Before the Olympics were over it was time to pack and head to China myself. The British team was supposed to be flying to a holding camp on the island of Macau but at the last minute it was changed to Hong Kong because the track was supposed to be better for wheelchair racers. But we still had to go to Beijing and then get a connection down to Hong Kong and back. Because of my fear of flying I asked if I could cut out the extra flight and go straight to Beijing. I knew my stress levels would go through the roof and I might get ill again. They said they would look into it. But it turned out the facilities in Beijing weren’t open until much later and there would be no back-up or medical staff around to help me. So I had to go to Hong Kong. Not because they made me – there was no alternative.
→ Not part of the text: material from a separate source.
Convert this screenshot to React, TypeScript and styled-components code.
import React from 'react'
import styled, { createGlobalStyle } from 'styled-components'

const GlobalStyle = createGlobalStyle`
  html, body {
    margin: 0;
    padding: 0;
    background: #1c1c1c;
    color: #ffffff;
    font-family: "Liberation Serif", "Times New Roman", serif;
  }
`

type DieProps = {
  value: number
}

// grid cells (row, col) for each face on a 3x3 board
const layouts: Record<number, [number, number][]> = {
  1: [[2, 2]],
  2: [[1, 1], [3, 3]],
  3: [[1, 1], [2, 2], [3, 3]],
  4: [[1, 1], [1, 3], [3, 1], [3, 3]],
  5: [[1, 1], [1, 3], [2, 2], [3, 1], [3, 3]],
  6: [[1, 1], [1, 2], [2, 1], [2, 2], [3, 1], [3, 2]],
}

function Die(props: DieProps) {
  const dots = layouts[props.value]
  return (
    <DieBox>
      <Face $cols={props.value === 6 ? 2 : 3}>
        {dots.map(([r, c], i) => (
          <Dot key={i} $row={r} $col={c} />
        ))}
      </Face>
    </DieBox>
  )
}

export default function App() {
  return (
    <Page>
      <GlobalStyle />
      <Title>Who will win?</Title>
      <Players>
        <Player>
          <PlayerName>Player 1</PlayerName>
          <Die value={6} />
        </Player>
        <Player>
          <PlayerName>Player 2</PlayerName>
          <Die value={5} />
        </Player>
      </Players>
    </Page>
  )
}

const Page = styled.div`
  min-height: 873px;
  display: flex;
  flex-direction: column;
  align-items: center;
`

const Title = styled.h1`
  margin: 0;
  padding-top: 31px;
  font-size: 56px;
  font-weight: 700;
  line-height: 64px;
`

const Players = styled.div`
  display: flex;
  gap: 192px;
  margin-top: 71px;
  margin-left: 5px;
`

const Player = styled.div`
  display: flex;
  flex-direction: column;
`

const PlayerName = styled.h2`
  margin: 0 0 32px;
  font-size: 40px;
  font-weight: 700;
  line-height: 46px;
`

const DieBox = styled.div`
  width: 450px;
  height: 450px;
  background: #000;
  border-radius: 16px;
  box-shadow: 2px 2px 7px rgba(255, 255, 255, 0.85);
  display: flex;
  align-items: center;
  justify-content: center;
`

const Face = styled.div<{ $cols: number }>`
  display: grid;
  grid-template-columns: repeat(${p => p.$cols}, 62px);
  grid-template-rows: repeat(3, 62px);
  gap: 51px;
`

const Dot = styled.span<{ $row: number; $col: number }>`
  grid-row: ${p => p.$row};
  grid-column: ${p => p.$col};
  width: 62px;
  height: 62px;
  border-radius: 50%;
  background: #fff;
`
On the flight from London, UKA refused to tell me which airline was handling the connection from Beijing. I was dreading it so much and they probably knew I would get stressed out. When I found out it was an airline called Dragon Air I just went mad. ‘Who are Dragon Air?’ I thought.

I was sitting on the plane at Hong Kong listening to the brakes all squeaking and the engines cranking up, thinking, I have got another three and a half hours of this. When we took off I swapped with a teammate who had a whole row to himself. I tried to pull myself together and eventually we arrived at the camp. It was such a relief. I had got myself so worked up about it and I felt slightly ridiculous. But I just couldn’t help it. It is just the way I am.
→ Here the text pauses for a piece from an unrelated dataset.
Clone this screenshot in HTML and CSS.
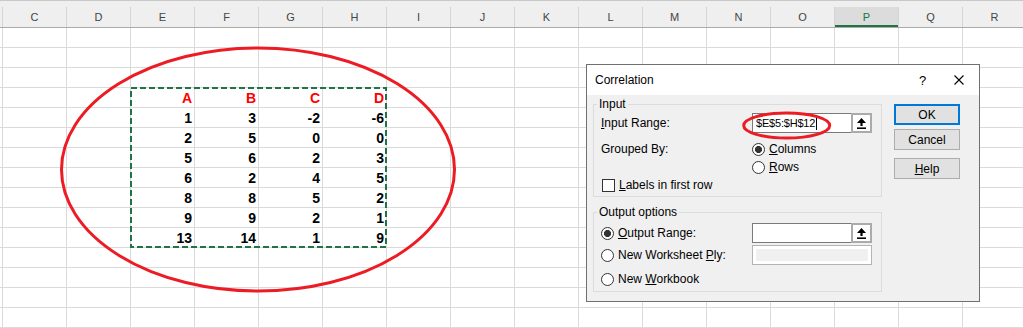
FILE: index.html
```html
<!DOCTYPE html>
<html lang="en">
<head>
  <meta charset="UTF-8">
  <title>Correlation</title>
  <link rel="stylesheet" href="styles.css">
</head>
<body>
  <!-- Column headers -->
  <div class="colheads">
    <div class="colhead stub"></div>
    <div class="colhead">C</div>
    <div class="colhead">D</div>
    <div class="colhead">E</div>
    <div class="colhead">F</div>
    <div class="colhead">G</div>
    <div class="colhead">H</div>
    <div class="colhead">I</div>
    <div class="colhead">J</div>
    <div class="colhead">K</div>
    <div class="colhead">L</div>
    <div class="colhead">M</div>
    <div class="colhead">N</div>
    <div class="colhead">O</div>
    <div class="colhead selected">P</div>
    <div class="colhead">Q</div>
    <div class="colhead">R</div>
  </div>

  <!-- Cells -->
  <div class="grid">
    <div class="range">
      <div class="cell hdr">A</div><div class="cell hdr">B</div><div class="cell hdr">C</div><div class="cell hdr">D</div>
      <div class="cell">1</div><div class="cell">3</div><div class="cell">-2</div><div class="cell">-6</div>
      <div class="cell">2</div><div class="cell">5</div><div class="cell">0</div><div class="cell">0</div>
      <div class="cell">5</div><div class="cell">6</div><div class="cell">2</div><div class="cell">3</div>
      <div class="cell">6</div><div class="cell">2</div><div class="cell">4</div><div class="cell">5</div>
      <div class="cell">8</div><div class="cell">8</div><div class="cell">5</div><div class="cell">2</div>
      <div class="cell">9</div><div class="cell">9</div><div class="cell">2</div><div class="cell">1</div>
      <div class="cell">13</div><div class="cell">14</div><div class="cell">1</div><div class="cell">9</div>
      <svg class="ants" viewBox="0 0 257 161">
        <rect x="1" y="1" width="255" height="159" fill="none" stroke="#217346" stroke-width="2" stroke-dasharray="6 3"/>
      </svg>
    </div>
  </div>

  <!-- Correlation dialog -->
  <div class="dialog">
    <div class="dlg-title">
      <span class="dlg-name">Correlation</span>
      <span class="dlg-help">?</span>
      <svg class="dlg-close" viewBox="0 0 10 10"><path d="M0.5 0.5L9.5 9.5M9.5 0.5L0.5 9.5" stroke="#000" stroke-width="1.1"/></svg>
    </div>
    <div class="dlg-body">
      <div class="dlg-main">
        <fieldset class="group group-input">
          <legend>Input</legend>
          <div class="row row-range">
            <span class="lbl"><u>I</u>nput Range:</span>
            <div class="refedit">
              <span class="ref-text">$E$5:$H$12<i class="caret"></i></span>
              <span class="ref-btn"><svg viewBox="0 0 9 11"><polygon points="4.5,0 9,5 5.6,5 5.6,8 3.4,8 3.4,5 0,5" fill="#000"/><rect x="0" y="9.4" width="9" height="1.6" fill="#000"/></svg></span>
            </div>
          </div>
          <div class="row row-opt row-grouped">
            <span class="lbl">Grouped By:</span>
            <span class="radio on"></span><span><u>C</u>olumns</span>
          </div>
          <div class="row row-opt">
            <span class="lbl"></span>
            <span class="radio"></span><span><u>R</u>ows</span>
          </div>
          <div class="row row-check">
            <span class="check"></span><span><u>L</u>abels in first row</span>
          </div>
        </fieldset>

        <fieldset class="group group-output">
          <legend>Output options</legend>
          <div class="row row-out">
            <span class="lbl lbl-radio"><span class="radio on"></span><span><u>O</u>utput Range:</span></span>
            <div class="refedit">
              <span class="ref-text"></span>
              <span class="ref-btn"><svg viewBox="0 0 9 11"><polygon points="4.5,0 9,5 5.6,5 5.6,8 3.4,8 3.4,5 0,5" fill="#000"/><rect x="0" y="9.4" width="9" height="1.6" fill="#000"/></svg></span>
            </div>
          </div>
          <div class="row row-out row-ply">
            <span class="lbl lbl-radio"><span class="radio"></span><span>New Worksheet <u>P</u>ly:</span></span>
            <div class="ref-off"></div>
          </div>
          <div class="row row-out row-book">
            <span class="lbl lbl-radio"><span class="radio"></span><span>New <u>W</u>orkbook</span></span>
          </div>
        </fieldset>
      </div>

      <div class="dlg-buttons">
        <button class="btn btn-default">OK</button>
        <button class="btn btn-cancel">Cancel</button>
        <button class="btn btn-help"><u>H</u>elp</button>
      </div>
    </div>
  </div>

  <!-- Hand-drawn red marks -->
  <svg class="marks" viewBox="0 0 1023 328">
    <ellipse cx="258" cy="169.5" rx="196.5" ry="121.5" fill="none" stroke="#ed1c24" stroke-width="3"/>
    <ellipse cx="786.7" cy="125.5" rx="43" ry="12.5" fill="none" stroke="#ed1c24" stroke-width="3"/>
  </svg>
</body>
</html>
```

FILE: styles.css
```css
/* Base */
* { margin: 0; padding: 0; box-sizing: border-box; }
body {
  width: 1023px; height: 328px; overflow: hidden; position: relative;
  background: #fff; font-family: "Liberation Sans", Arial, sans-serif; color: #000;
}

/* Column headers */
.colheads {
  display: flex; height: 28px; padding-top: 6px;
  background: #efefef; border-top: 1px solid #c8c8c8; border-bottom: 1px solid #ababab;
}
.colhead {
  flex: none; width: 64px; height: 20px; line-height: 20px;
  border-right: 1px solid #d4d4d4; text-align: center; font-size: 11px; color: #444;
}
.colhead.stub { width: 3px; }
.colhead.selected { background: #dcdcdc; color: #217346; box-shadow: inset 0 -2px 0 #217346; }

/* Cell grid */
.grid {
  display: grid; grid-template-columns: 3px repeat(16, 64px); grid-template-rows: repeat(15, 20px);
  background-image:
    linear-gradient(to right, transparent 63px, #dadada 63px),
    linear-gradient(to bottom, transparent 19px, #dadada 19px);
  background-size: 64px 100%, 100% 20px;
  background-position: 3px 0, 0 0;
}
.range {
  grid-column: 4 / span 4; grid-row: 4 / span 8; position: relative;
  display: grid; grid-template-columns: repeat(4, 64px); grid-auto-rows: 20px;
}
.cell {
  font-size: 14px; font-weight: bold; line-height: 21px;
  text-align: right; padding-right: 3px;
}
.cell.hdr { color: #f00; }
.ants { position: absolute; left: -1px; top: -1px; width: 257px; height: 161px; }

/* Dialog */
.dialog {
  position: absolute; left: 586px; top: 64px; width: 394px; height: 238px;
  border: 1px solid #707070; background: #f0f0f0; font-size: 12px;
}
.dlg-title { display: flex; align-items: center; height: 30px; background: #fff; padding-left: 8px; }
.dlg-name { flex: 1; }
.dlg-help { width: 7px; text-align: center; font-size: 13px; margin-right: 28px; }
.dlg-close { width: 10px; height: 10px; margin-right: 15px; }

.dlg-body { display: flex; padding-left: 6px; }
.dlg-main { width: 289px; }

.group { border: 1px solid #dcdcdc; padding: 0 0 0 7px; min-width: 0; }
.group legend { margin-left: -4px; padding: 0 2px; line-height: 14px; }
.group-input { margin-top: 2px; padding-top: 2px; padding-bottom: 2px; }
.group-output { margin-top: 8px; padding-top: 4px; padding-bottom: 2px; }

.row { display: flex; align-items: center; }
.lbl { flex: none; width: 151px; }
.lbl-radio { display: flex; align-items: center; gap: 4px; }
.row-range { height: 20px; }
.row-opt { height: 18px; gap: 4px; }
.row-opt .lbl { margin-right: -4px; }
.row-grouped { margin-top: 7px; }
.row-check { height: 18px; gap: 4px; }
.row-out { height: 20px; }
.row-ply { margin-top: 2px; }
.row-book { margin-top: 4px; }

.radio {
  flex: none; width: 13px; height: 13px; border: 1px solid #333; border-radius: 50%; background: #fff;
}
.radio.on { background: radial-gradient(circle, #333 0 3.3px, #fff 3.8px); }
.check { flex: none; width: 13px; height: 13px; border: 1px solid #333; background: #fff; margin-left: 1px; }

/* Range pickers */
.refedit { display: flex; width: 120px; height: 20px; }
.ref-text {
  flex: 1; display: flex; align-items: center; padding-left: 3px;
  font-size: 11px; letter-spacing: -0.2px;
  background: #fff; border: 1px solid #7a7a7a; border-right: 0;
}
.caret { display: inline-block; width: 1px; height: 13px; background: #000; margin-left: 1px; }
.ref-btn {
  flex: none; width: 21px; display: flex; align-items: center; justify-content: center;
  background: #fff; border: 2px solid #ababab;
}
.ref-btn svg { width: 9px; height: 11px; }
.ref-off {
  width: 120px; height: 20px; border: 1px solid #b4b4b4;
  background: #f0f0f0; box-shadow: inset 0 0 0 3px #fff;
}

/* Buttons */
.dlg-buttons { display: flex; flex-direction: column; margin-left: 12px; padding-top: 9px; }
.btn {
  width: 66px; height: 21px; font: inherit; color: #000;
  background: #e1e1e1; border: 1px solid #adadad;
}
.btn-default { border: 2px solid #0078d7; }
.btn-cancel { margin-top: 4px; }
.btn-help { margin-top: 8px; }

/* Red annotation marks */
.marks { position: absolute; left: 0; top: 0; width: 1023px; height: 328px; pointer-events: none; }
```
Hong Kong at that time of year is extremely hot. The humidity is also terribly high. Add to that the problems I had adapting to the time difference and you had a recipe for disaster. Even after we got to Beijing, three weeks into the trip, I was still having problems. I couldn’t sleep so I took some sleeping pills. That really worried me. Would they affect my training?

When we got to Beijing I found a city transformed from the place I had left in May. Blue skies and sunshine. No cars on the road, loads of people on bikes. Where had the smog gone? It was amazing. The Olympic village was one of the best I had ever seen. Everything was built on such a massive scale and was so well organised. It was really impressive.

My worries about the attitudes of the Chinese people hadn’t gone away completely. On the face of it they seemed to be saying and doing all the right things – but then, there was a lot at stake for them. The whole world was watching them to see how they staged the Olympics and Paralympics. All I know is that the stadiums went on to be packed and that as athletes we only ever encountered people being nice
and helpful. The question is whether the promises made during the Beijing Paralympics will be kept in ten years’ time. If it genuinely leads to a change in the way disabled people are treated then that will have been a great
achievement
. I guess it’s just too soon to judge.